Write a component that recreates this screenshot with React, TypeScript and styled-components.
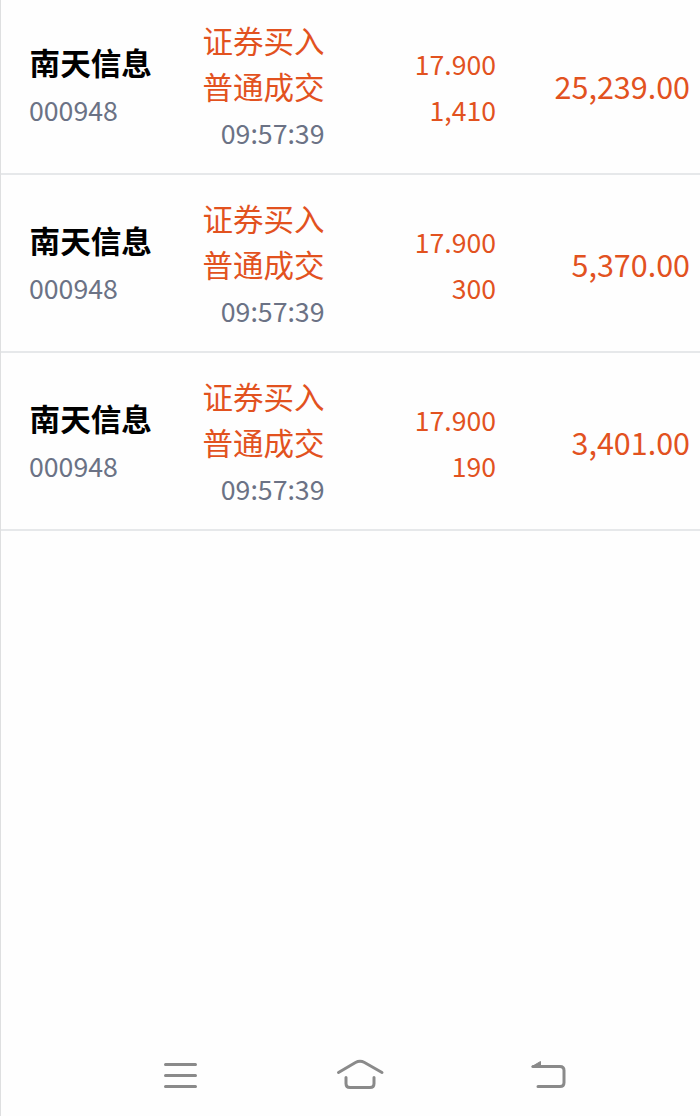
import React from 'react';
import styled, { createGlobalStyle } from 'styled-components';

const Global = createGlobalStyle`
  * { box-sizing: border-box; }
  body { margin: 0; background: #fff; }
`;
const Screen = styled.main`
  width: 700px; height: 1116px; overflow: hidden;
  display: flex; flex-direction: column;
  border-left: 1px solid #dedfe0; background: #fefefe;
  font-family: "Noto Sans CJK SC", sans-serif;
`;
const List = styled.section`flex: 1;`;
const Row = styled.article<{ $first?: boolean }>`
  height: ${p => (p.$first ? 175 : 178)}px;
  padding: ${p => (p.$first ? 17 : 20)}px 10px 0 28px;
  border-bottom: 2px solid #e6e8ea;
  display: grid; grid-template-columns: 130px 165.5px 171.5px 1fr;
`;
const Column = styled.div<{ $top: number; $right?: boolean }>`
  display: flex; flex-direction: column; padding-top: ${p => p.$top}px;
  align-items: ${p => (p.$right ? 'flex-end' : 'flex-start')};
`;
const Line = styled.span<{ $size: number; $color: string; $height?: number }>`
  height: ${p => p.$height ?? 46}px; line-height: 46px; white-space: nowrap;
  font-size: ${p => p.$size}px; color: ${p => p.$color};
  font-weight: 400;
`;
const StockName = styled(Line)`
  font-weight: 700;
  padding-left: 0.6px;
`;
const NavBar = styled.nav`
  height: 82px; padding: 21px 0 0 159px;
  display: grid; grid-template-columns: 175px 193px 50px;
`;
const NavIcon = styled.svg`
  width: 50px; height: 40px; fill: none; stroke: #8a8a8a; stroke-width: 3;
  stroke-linecap: round; stroke-linejoin: round;
`;
const red = '#e2521f';
const gray = '#6b7285';
const trades = [
  { qty: '1,410', amount: '25,239.00' },
  { qty: '300', amount: '5,370.00' },
  { qty: '190', amount: '3,401.00' },
];

export default function App() {
  return (
    <Screen>
      <Global />
      <List>
        {trades.map((t, i) => (
          <Row key={t.qty} $first={i === 0}>
            <Column $top={22}>
              <StockName $size={30.6} $color="#000" $height={48}>南天信息</StockName>
              <Line $size={26.7} $color={gray}>000948</Line>
            </Column>
            <Column $top={0} $right>
              <Line $size={30.5} $color={red}>证券买入</Line>
              <Line $size={30.5} $color={red} $height={47}>普通成交</Line>
              <Line $size={26.7} $color={gray}>09:57:39</Line>
            </Column>
            <Column $top={24} $right>
              <Line $size={26.6} $color={red}>17.900</Line>
              <Line $size={26.6} $color={red}>{t.qty}</Line>
            </Column>
            <Column $top={46} $right>
              <Line $size={30.5} $color={red}>{t.amount}</Line>
            </Column>
          </Row>
        ))}
      </List>
      <NavBar>
        <NavIcon viewBox="0 0 50 40"><path d="M5.5 9.5H35.5M5.5 20.5H35.5M5.5 31.5H35.5" /></NavIcon>
        <NavIcon viewBox="0 0 50 40"><path d="M3.5 17.5L20.5 7.5Q25 5 29.5 7.5L47 17.5M11 22.5V28.5Q11 32.5 15 32.5H35Q39 32.5 39 28.5V22.5" /></NavIcon>
        <NavIcon viewBox="0 0 50 40">
          <path d="M5 11.5H32Q36 11.5 36 15.5V27.5Q36 31.5 32 31.5H10" />
          <path d="M4 11.5L12.5 6.5V11.5Z" fill="#8a8a8a" strokeWidth="1" />
        </NavIcon>
      </NavBar>
    </Screen>
  );
}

══════

Task prompt: Omit the pictures and output all of the other material exactly.

Solution below:
Write a component that recreates this screenshot with React, TypeScript and styled-components.
import React from 'react';
import styled, { createGlobalStyle } from 'styled-components';

const Global = createGlobalStyle`
  * { box-sizing: border-box; }
  body { margin: 0; background: #fff; }
`;
const Screen = styled.main`
  width: 700px; height: 1116px; overflow: hidden;
  display: flex; flex-direction: column;
  border-left: 1px solid #dedfe0; background: #fefefe;
  font-family: "Noto Sans CJK SC", sans-serif;
`;
const List = styled.section`flex: 1;`;
const Row = styled.article<{ $first?: boolean }>`
  height: ${p => (p.$first ? 175 : 178)}px;
  padding: ${p => (p.$first ? 17 : 20)}px 10px 0 28px;
  border-bottom: 2px solid #e6e8ea;
  display: grid; grid-template-columns: 130px 165.5px 171.5px 1fr;
`;
const Column = styled.div<{ $top: number; $right?: boolean }>`
  display: flex; flex-direction: column; padding-top: ${p => p.$top}px;
  align-items: ${p => (p.$right ? 'flex-end' : 'flex-start')};
`;
const Line = styled.span<{ $size: number; $color: string; $height?: number }>`
  height: ${p => p.$height ?? 46}px; line-height: 46px; white-space: nowrap;
  font-size: ${p => p.$size}px; color: ${p => p.$color};
  font-weight: 400;
`;
const StockName = styled(Line)`
  font-weight: 700;
  padding-left: 0.6px;
`;
const NavBar = styled.nav`
  height: 82px; padding: 21px 0 0 159px;
  display: grid; grid-template-columns: 175px 193px 50px;
`;
const NavIcon = styled.svg`
  width: 50px; height: 40px; fill: none; stroke: #8a8a8a; stroke-width: 3;
  stroke-linecap: round; stroke-linejoin: round;
`;
const red = '#e2521f';
const gray = '#6b7285';
const trades = [
  { qty: '1,410', amount: '25,239.00' },
  { qty: '300', amount: '5,370.00' },
  { qty: '190', amount: '3,401.00' },
];

export default function App() {
  return (
    <Screen>
      <Global />
      <List>
        {trades.map((t, i) => (
          <Row key={t.qty} $first={i === 0}>
            <Column $top={22}>
              <StockName $size={30.6} $color="#000" $height={48}>南天信息</StockName>
              <Line $size={26.7} $color={gray}>000948</Line>
            </Column>
            <Column $top={0} $right>
              <Line $size={30.5} $color={red}>证券买入</Line>
              <Line $size={30.5} $color={red} $height={47}>普通成交</Line>
              <Line $size={26.7} $color={gray}>09:57:39</Line>
            </Column>
            <Column $top={24} $right>
              <Line $size={26.6} $color={red}>17.900</Line>
              <Line $size={26.6} $color={red}>{t.qty}</Line>
            </Column>
            <Column $top={46} $right>
              <Line $size={30.5} $color={red}>{t.amount}</Line>
            </Column>
          </Row>
        ))}
      </List>
      <NavBar>
        <NavIcon viewBox="0 0 50 40"><path d="M5.5 9.5H35.5M5.5 20.5H35.5M5.5 31.5H35.5" /></NavIcon>
        <NavIcon viewBox="0 0 50 40"><path d="M3.5 17.5L20.5 7.5Q25 5 29.5 7.5L47 17.5M11 22.5V28.5Q11 32.5 15 32.5H35Q39 32.5 39 28.5V22.5" /></NavIcon>
        <NavIcon viewBox="0 0 50 40">
          <path d="M5 11.5H32Q36 11.5 36 15.5V27.5Q36 31.5 32 31.5H10" />
          <path d="M4 11.5L12.5 6.5V11.5Z" fill="#8a8a8a" strokeWidth="1" />
        </NavIcon>
      </NavBar>
    </Screen>
  );
}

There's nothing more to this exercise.